Gaia: The Greek Goddess of the Earth (2024)

Gaia was created for Aquí Estuvo El Fin Del Mundo: Espacios, Monstruos y Héroes Míticos at the Castle of Santa Catalina, Sala de San Nicolás Alto, Cádiz, Spain. The exhibition, organized by the Spanish Association of Friends of Children’s and Young People’s Books and the Municipal Culture Foundation of the Cádiz City Council, set Greek mythology within the Castillo de Santa Catalina.

The exhibition situated Greek mythology within the Castillo de Santa Catalina, a historic fortress constructed in the late 16th century following the city’s 1596 attack by Anglo-Dutch forces.
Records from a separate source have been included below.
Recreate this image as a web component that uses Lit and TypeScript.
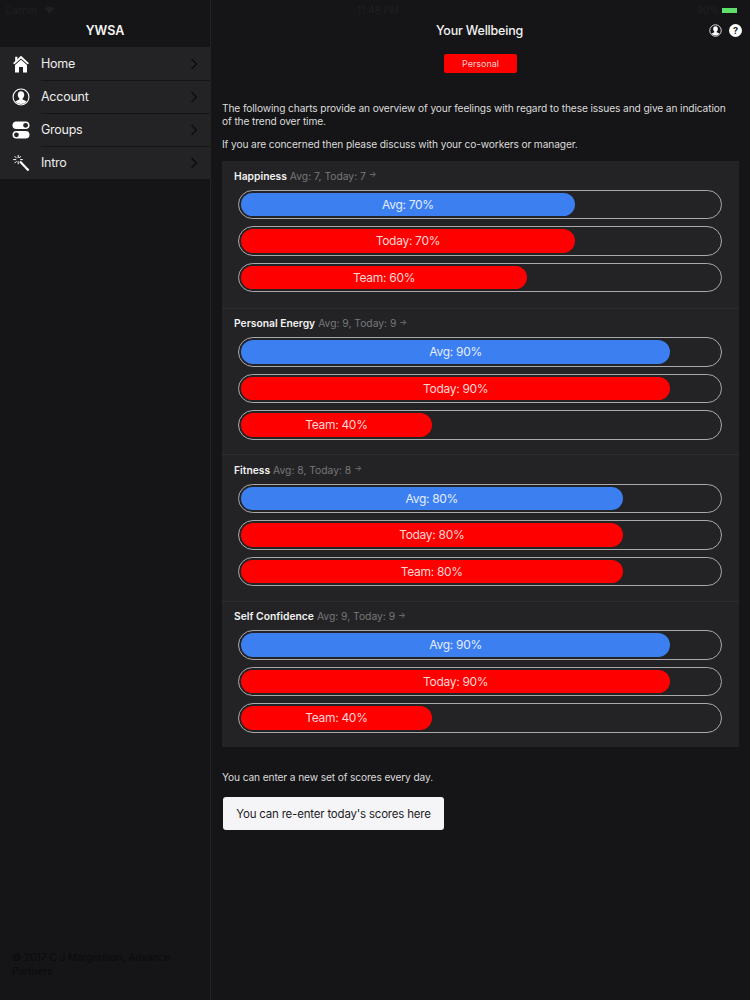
import { LitElement, html, css, svg } from "lit";
import { customElement } from "lit/decorators.js";

const chevron = html`<svg class="chev" viewBox="0 0 8 12" width="8" height="12"><path d="M1.5 1 L6.5 6 L1.5 11" fill="none" stroke="#0c0c0d" stroke-width="1.4"/></svg>`;

const personGlyph = svg`<circle cx="12" cy="12" r="10.6" fill="none" stroke="#fff" stroke-width="1.5"/>
  <path d="M12 4.2c-2.8 0-4.3 2.1-4.3 4.8 0 2 .8 3.8 2.1 4.8v1.4c-2 .9-4 1.5-5.3 2.7a10 10 0 0 0 15 0c-1.3-1.2-3.3-1.8-5.3-2.7v-1.4c1.3-1 2.1-2.8 2.1-4.8 0-2.7-1.5-4.8-4.3-4.8z" fill="#fff"/>`;

const icons: Record<string, unknown> = {
  home: html`<svg viewBox="0 0 18 18" width="18" height="18"><path d="M9 .8 L17 8.3 L15.5 9.2 L9 3.6 L2.5 9.2 L1 8.3 Z" fill="#fff"/><path d="M3.2 1.8h2.2v2.6L3.2 6.4z" fill="#fff"/><path d="M9 4.8 L15 10 V17.6 H11 V12 H7 V17.6 H3 V10 Z" fill="#fff"/></svg>`,
  account: html`<svg viewBox="0 0 24 24" width="18" height="18">${personGlyph}</svg>`,
  groups: html`<svg viewBox="0 0 18 18" width="18" height="18"><rect x="0.5" y="0.5" width="17" height="7.6" rx="3.8" fill="#fff"/><circle cx="13.6" cy="4.3" r="2.4" fill="#232325"/><rect x="0.5" y="10" width="17" height="7.6" rx="3.8" fill="#fff"/><circle cx="4.4" cy="13.8" r="2.4" fill="#232325"/></svg>`,
  intro: html`<svg viewBox="0 0 18 18" width="18" height="18"><path d="M8 7.6 L16.6 16.4" stroke="#fff" stroke-width="2.2" fill="none"/><path d="M6.2 1v3M6.2 7.2v3M1.2 5.6h3M8.2 5.6h2.6M2.6 2.2l2 2M8.8 2.2l-1.6 1.8M2.6 9.2l2-2" stroke="#fff" stroke-width="1" fill="none"/></svg>`,
};

const nav = [["home", "Home"], ["account", "Account"], ["groups", "Groups"], ["intro", "Intro"]];

const sections = [
  { name: "Happiness", note: "Avg: 7, Today: 7", bars: [["Avg", 70, "blue"], ["Today", 70, "red"], ["Team", 60, "red"]] },
  { name: "Personal Energy", note: "Avg: 9, Today: 9", bars: [["Avg", 90, "blue"], ["Today", 90, "red"], ["Team", 40, "red"]] },
  { name: "Fitness", note: "Avg: 8, Today: 8", bars: [["Avg", 80, "blue"], ["Today", 80, "red"], ["Team", 80, "red"]] },
  { name: "Self Confidence", note: "Avg: 9, Today: 9", bars: [["Avg", 90, "blue"], ["Today", 90, "red"], ["Team", 40, "red"]] },
];

@customElement("app-root")
export class AppRoot extends LitElement {
  static styles = css`
    :host {
      display: block;
      width: 750px;
      height: 1000px;
      overflow: hidden;
      background: #151416;
      color: #fff;
      font-family: Inter, "Noto Sans", sans-serif;
    }
    .page { display: flex; height: 1000px; }
    .side {
      width: 210px;
      flex: none;
      display: flex;
      flex-direction: column;
      border-right: 1px solid #232325;
      box-sizing: content-box;
    }
    .status {
      height: 20px;
      display: flex;
      align-items: center;
      font-size: 10px;
      color: #202021;
    }
    .side .status { padding-left: 5px; gap: 6px; }
    .side-title {
      height: 27px;
      display: flex;
      align-items: center;
      justify-content: center;
      padding-bottom: 7px;
      box-sizing: border-box;
      font-size: 12.5px;
      font-weight: 600;
      color: #f4f4f4;
    }
    .nav { background: #232325; }
    .row {
      height: 33px;
      display: flex;
      align-items: center;
      box-sizing: border-box;
      padding-left: 12px;
      padding-right: 12px;
      position: relative;
      font-size: 12.5px;
      letter-spacing: -0.25px;
      color: #ececec;
    }
    .row .label {
      margin-left: 11px;
      flex: 1;
    }
    .row + .row::before {
      content: "";
      position: absolute;
      left: 41px;
      right: 0;
      top: 0;
      height: 1px;
      background: #151516;
    }
    .copy {
      margin-top: auto;
      padding: 0 25px 22px 12px;
      font-size: 10.2px;
      letter-spacing: -0.05px;
      line-height: 13.5px;
      color: #0b0b0c;
    }
    .main {
      flex: 1;
      min-width: 0;
      display: flex;
      flex-direction: column;
      padding: 0 11px 0 11px;
    }
    .main .status { justify-content: space-between; position: relative; margin: 0 -11px; padding: 0 13px 0 146px; }
    .battery { display: flex; align-items: center; gap: 3px; }
    .battery i { display: block; width: 15px; height: 5px; background: #5ee06a; }
    .topbar {
      height: 20px;
      margin-bottom: 8px;
      display: flex;
      align-items: center;
      justify-content: center;
      position: relative;
      font-size: 12.5px;
      font-weight: 500;
      letter-spacing: -0.2px;
      color: #f2f2f2;
    }
    .title { margin-left: -2px; }
    .topicons {
      position: absolute;
      right: -3px;
      top: 4px;
      display: flex;
      gap: 7px;
    }
    .help {
      width: 13px;
      height: 13px;
      border-radius: 50%;
      background: #fff;
      color: #151416;
      font-size: 9px;
      font-weight: 700;
      line-height: 13px;
      text-align: center;
    }
    .seg { display: flex; justify-content: center; margin-top: 6px; }
    .seg span {
      width: 73px;
      height: 19px;
      border-radius: 2px;
      background: #fe0000;
      color: #f4d0d0;
      font-size: 9px;
      line-height: 19px;
      text-align: center;
    }
    p {
      margin: 0;
      max-width: 508px;
      font-size: 10.2px;
      letter-spacing: -0.12px;
      line-height: 13px;
      color: #dcdcdc;
    }
    .intro { margin-top: 29px; }
    .intro2 { margin-top: 10px; }
    .card {
      margin-top: 10px;
      height: 586px;
      background: #232325;
    }
    .sec { height: 146.5px; box-sizing: border-box; padding: 7px 17px 0 12px; }
    .sec + .sec { border-top: 1px solid #2d2d2f; }
    .head {
      height: 15px;
      display: flex;
      align-items: center;
      gap: 3px;
      font-size: 10.3px;
      color: #77777a;
    }
    .head b { color: #f1f1f1; font-weight: 600; }
    .head .arrow { font-size: 8px; color: #77777a; margin-top: -3px; }
    .bars { margin: 6.5px 0 0 4px; display: flex; flex-direction: column; gap: 7px; }
    .track {
      height: 29.6px;
      border: 1px solid #a9a9ab;
      border-radius: 15px;
      box-sizing: border-box;
      padding: 2px 3px 2px 2px;
    }
    .fill {
      height: 100%;
      border-radius: 12.5px;
      display: flex;
      align-items: center;
      justify-content: center;
      font-size: 12px;
      letter-spacing: -0.3px;
      color: #f4f4f4;
    }
    .blue { background: #3b7ff0; color: #e6eefc; }
    .red { background: #fe0000; color: #fbd6d6; }
    .again { margin-top: 24px; }
    .cta {
      align-self: flex-start;
      margin: 13px 0 0 1px;
      width: 221px;
      height: 33px;
      border-radius: 3px;
      background: #f5f4f7;
      color: #1d1d1f;
      font-size: 11.5px;
      letter-spacing: -0.2px;
      display: flex;
      align-items: center;
      justify-content: center;
    }
  `;

  render() {
    return html`<div class="page">
      <aside class="side">
        <div class="status">
          <span>Carrier</span>
          <svg viewBox="0 0 12 9" width="11" height="8"><path d="M6 8.6 L.4 2.8a8 8 0 0 1 11.2 0z" fill="#202021"/></svg>
        </div>
        <div class="side-title">YWSA</div>
        <nav class="nav">
          ${nav.map(([k, l]) => html`<div class="row">${icons[k]}<span class="label">${l}</span>${chevron}</div>`)}
        </nav>
        <div class="copy">© 2017 C J Margerison, Advance Partners</div>
      </aside>
      <main class="main">
        <div class="status">
          <span>11:48 PM</span>
          <span class="battery">90%<i></i></span>
        </div>
        <div class="topbar">
          <span class="title">Your Wellbeing</span>
          <div class="topicons">
            <svg viewBox="0 0 24 24" width="13" height="13">${personGlyph}</svg>
            <div class="help">?</div>
          </div>
        </div>
        <div class="seg"><span>Personal</span></div>
        <p class="intro">The following charts provide an overview of your feelings with regard to these issues and give an indication of the trend over time.</p>
        <p class="intro2">If you are concerned then please discuss with your co-workers or manager.</p>
        <section class="card">
          ${sections.map((s) => html`<div class="sec">
            <div class="head"><b>${s.name}</b><span>${s.note}</span><span class="arrow">→</span></div>
            <div class="bars">
              ${s.bars.map(([l, v, c]) => html`<div class="track"><div class="fill ${c}" style="width:${v}%">${l}: ${v}%</div></div>`)}
            </div>
          </div>`)}
        </section>
        <p class="again">You can enter a new set of scores every day.</p>
        <div class="cta">You can re-enter today's scores here</div>
      </main>
    </div>`;
  }
}
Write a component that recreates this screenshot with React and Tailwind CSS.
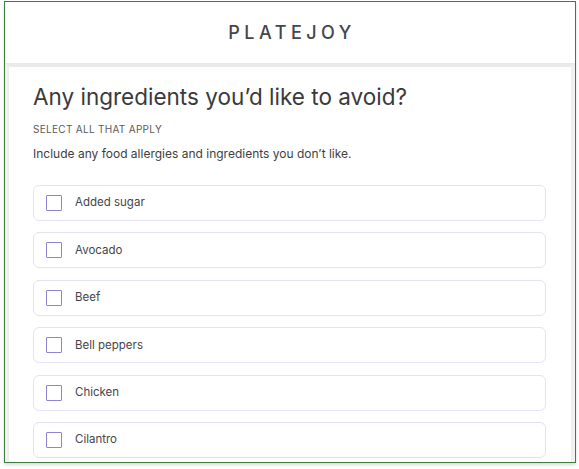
import { useState } from 'react'

const ingredients = ['Added sugar', 'Avocado', 'Beef', 'Bell peppers', 'Chicken', 'Cilantro']

export default function App() {
  const [checked, setChecked] = useState({})

  const toggle = (name) => setChecked((prev) => ({ ...prev, [name]: !prev[name] }))

  return (
    <div className="w-[579px] h-[469px] bg-white overflow-hidden" style={{ fontFamily: 'Inter, "Liberation Sans", sans-serif' }}>
      <div className="ml-[4px] mt-[1px] w-[572px] h-[462px] border border-[#3f7d3f] overflow-hidden flex flex-col shadow-[0_2px_3px_rgba(0,0,0,0.15)]">
        {/* Header */}
        <div className="h-[61px] shrink-0 bg-white flex items-center justify-center shadow-[0_2px_4px_rgba(0,0,0,0.06)] relative z-10">
          <span className="text-[18px] font-medium tracking-[4.5px] text-[#44454d] pl-[4px]">PLATEJOY</span>
        </div>

        {/* Content */}
        <div className="flex-1 bg-[#f3f3f3] px-[4px] pt-[4px]">
          <div className="bg-white h-full pl-[24px] pr-[25px] pt-[16px] shadow-[0_0_4px_rgba(0,0,0,0.06)]">
            <h1 className="text-[22.5px] leading-[28px] text-[#3a3a3c] font-normal">Any ingredients you’d like to avoid?</h1>
            <p className="mt-[11px] text-[10px] leading-[14px] tracking-[0.3px] text-[#5a5a5e] uppercase">Select all that apply</p>
            <p className="mt-[10px] text-[12px] leading-[16px] text-[#3e3e42]">Include any food allergies and ingredients you don’t like.</p>

            <div className="mt-[23px] flex flex-col gap-[11.4px]">
              {ingredients.map((name) => (
                <button
                  key={name}
                  onClick={() => toggle(name)}
                  className="h-[36px] w-full flex items-center gap-[13px] px-[12px] border border-[#e4e1f8] rounded-[6px] bg-white text-left"
                >
                  <span className={`w-[16px] h-[16px] border border-[#8e85d2] rounded-[1px] ${checked[name] ? 'bg-[#8e85d2]' : 'bg-white'}`}></span>
                  <span className="text-[11.5px] text-[#45454a]">{name}</span>
                </button>
              ))}
            </div>
          </div>
        </div>
      </div>
    </div>
  )
}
For this project, I researched 17th– and 18th–century European still-life paintings and botanical illustrations, which often depicted plants and specimens circulating through Mediterranean and Atlantic trade routes, collaging them with my own digital drawings to create GAE/Gaia, a 24 × 48 in. print for the exhibition, which was also presented as a large mural in the Cádiz Central Market.

In Greek mythology, Gaia (pronounced /ˈɡeɪə/ or /ˈɡaɪə/; Ancient Greek: Γαῖα, Gaîa, a poetic form of Γῆ, meaning ‘land’ or ‘earth’) is the personification of the Earth herself—a fertile, unyielding force, birthing life from her body through sheer will.  Gaia’s story is one of creation and control, of power wrested and reshaped, a figure both nurturing and dangerous. In Roman mythology, she becomes Terra, but her essence remains the same—a mother to all, bound yet uncontainable.